Selection by ability is just natural selection
But as Leader of HM Opposition, Mr Cameron’s policy has flipped. And it has not only flipped, but to even raise a contrary view risks accusations of being 'delusional', or obsessed with ‘right wing debate’, or of a 'pointless' unhealthy fixation with the redundant arguments of the past. If one were to believe Mr Willetts, it is simply a question of social justice, and grammar schools are no longer the motor of social mobility they once were. He would be wiser to look at examination results in Northern Ireland instead of in Kent, for there he will find a considerably higher level of attainment than in the rest of the UK, and that among some of the Province’s poorest.
Does not Mr Cameron understand that the Lord created human beings with infinite variety? Some are (with apologies to Mr Shakespeare) noble in reason or infinite in faculties; others, in form and moving, are express and admirable; still others in action are like angels, and a very few in apprehension like a god…
Why is it that sports colleges may select on athletic prowess; beauty and modelling colleges on looks; drama colleges on presence and acting expertise; music colleges on ability in counterpoint and harmony? And if a child shows neither aptitude nor ability in these areas, they are rejected. As cruel as this may be, is it not simply natural selection? There is no equality of outcome, but a sifting of the sheep from the goats, the wheat from the chaff.

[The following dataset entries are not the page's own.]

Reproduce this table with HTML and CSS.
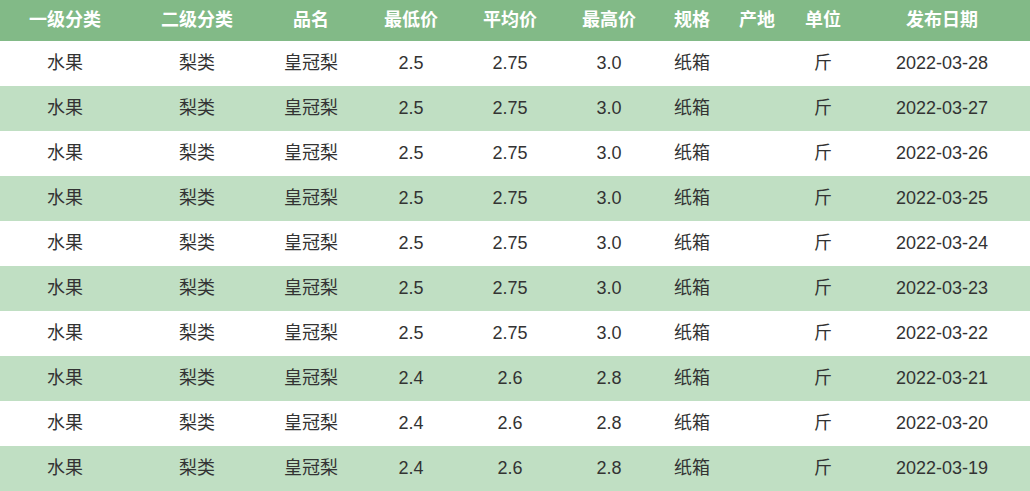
FILE: index.html
```html
<!DOCTYPE html>
<html lang="zh">
<head>
<meta charset="utf-8">
<title>价格表</title>
<link rel="stylesheet" href="styles.css">
</head>
<body>
<table class="price-table">
  <colgroup>
    <col class="c1"><col class="c2"><col class="c3"><col class="c4"><col class="c5">
    <col class="c6"><col class="c7"><col class="c8"><col class="c9"><col class="c10">
  </colgroup>
  <thead>
    <tr><th>一级分类</th><th>二级分类</th><th>品名</th><th>最低价</th><th>平均价</th><th>最高价</th><th>规格</th><th>产地</th><th>单位</th><th>发布日期</th></tr>
  </thead>
  <tbody>
    <tr><td>水果</td><td>梨类</td><td>皇冠梨</td><td>2.5</td><td>2.75</td><td>3.0</td><td>纸箱</td><td></td><td>斤</td><td>2022-03-28</td></tr>
    <tr><td>水果</td><td>梨类</td><td>皇冠梨</td><td>2.5</td><td>2.75</td><td>3.0</td><td>纸箱</td><td></td><td>斤</td><td>2022-03-27</td></tr>
    <tr><td>水果</td><td>梨类</td><td>皇冠梨</td><td>2.5</td><td>2.75</td><td>3.0</td><td>纸箱</td><td></td><td>斤</td><td>2022-03-26</td></tr>
    <tr><td>水果</td><td>梨类</td><td>皇冠梨</td><td>2.5</td><td>2.75</td><td>3.0</td><td>纸箱</td><td></td><td>斤</td><td>2022-03-25</td></tr>
    <tr><td>水果</td><td>梨类</td><td>皇冠梨</td><td>2.5</td><td>2.75</td><td>3.0</td><td>纸箱</td><td></td><td>斤</td><td>2022-03-24</td></tr>
    <tr><td>水果</td><td>梨类</td><td>皇冠梨</td><td>2.5</td><td>2.75</td><td>3.0</td><td>纸箱</td><td></td><td>斤</td><td>2022-03-23</td></tr>
    <tr><td>水果</td><td>梨类</td><td>皇冠梨</td><td>2.5</td><td>2.75</td><td>3.0</td><td>纸箱</td><td></td><td>斤</td><td>2022-03-22</td></tr>
    <tr><td>水果</td><td>梨类</td><td>皇冠梨</td><td>2.4</td><td>2.6</td><td>2.8</td><td>纸箱</td><td></td><td>斤</td><td>2022-03-21</td></tr>
    <tr><td>水果</td><td>梨类</td><td>皇冠梨</td><td>2.4</td><td>2.6</td><td>2.8</td><td>纸箱</td><td></td><td>斤</td><td>2022-03-20</td></tr>
    <tr><td>水果</td><td>梨类</td><td>皇冠梨</td><td>2.4</td><td>2.6</td><td>2.8</td><td>纸箱</td><td></td><td>斤</td><td>2022-03-19</td></tr>
  </tbody>
</table>
</body>
</html>
```
FILE: styles.css
```css
html, body {
  margin: 0;
  padding: 0;
  background: #ffffff;
}
body {
  font-family: "Liberation Sans", "Noto Sans CJK SC", sans-serif;
  color: #333333;
}
.price-table {
  width: 1030px;
  border-collapse: collapse;
  table-layout: fixed;
}
.c1 { width: 130px; }
.c2 { width: 134px; }
.c3 { width: 94px; }
.c4 { width: 106px; }
.c5 { width: 92px; }
.c6 { width: 106px; }
.c7 { width: 60px; }
.c8 { width: 70px; }
.c9 { width: 62px; }
.c10 { width: 176px; }
.price-table th,
.price-table td {
  padding: 0 0 2px;
  text-align: center;
  white-space: nowrap;
  font-size: 18px;
  line-height: 20px;
}
.price-table thead tr {
  background: #82ba87;
  height: 41px;
}
.price-table th {
  color: #ffffff;
  font-weight: bold;
}
.price-table tbody tr {
  height: 45px;
}
.price-table tbody tr:nth-child(even) {
  background: #c0dfc3;
}
```
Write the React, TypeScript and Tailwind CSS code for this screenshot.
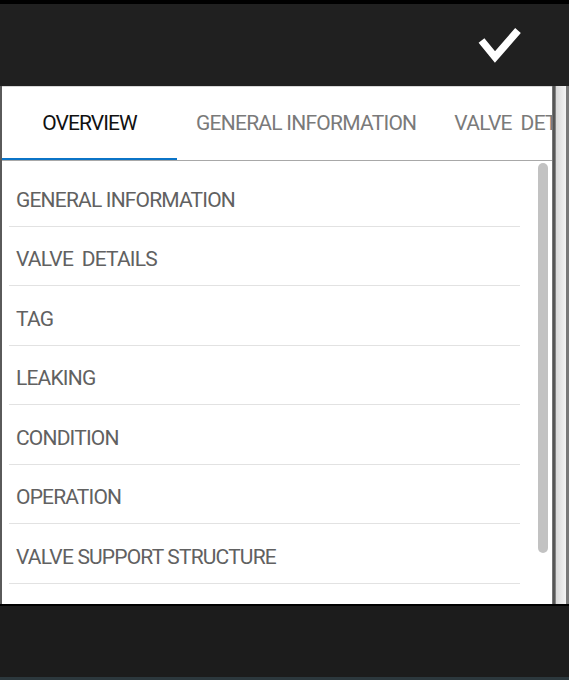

Yet Mr Cameron is concerned to protect the goats and the chaff from ‘hurt feelings’. But the problem is that a goat will never be a sheep, and chaff is useless for making bread. What business is it of government to force modelling colleges to take fat and ugly students, or music colleges to accept the tone deaf, or sports colleges to offer cricket and football to those in wheel chairs? Selection by ability not only accords with natural law; it obliges an acceptance of the truth, encouraging an accurate assessment of one's gifts, and that is an act of love.
Why is selection on academic ability at the age of 13 (Cranmer’s preferred threshold) so wrong, but not at 18? Should all have an equal opportunity to go to university? Of course. But should all have an assurance of an equal outcome? Not at all. Failure is a part of life – some win, some lose; some are in, some are out. If this is somehow artificially engineered so that all win, and all are in, the future is bleak. If Cranmer is sick, he wishes to be operated on by great physicians who have good degrees. Then he shall be healed. If he walks over a bridge, he wants only the finest engineers with the highest qualifications to have been involved in its construction. Then he shall have safe journey. And if he wants to be governed…
…well, why not fill Parliament with those who got poor GCSEs, no A-levels, and a poor degree (if any)? After all, does not everyone deserve the chance to be in Parliament, irrespective of aptitude or ability?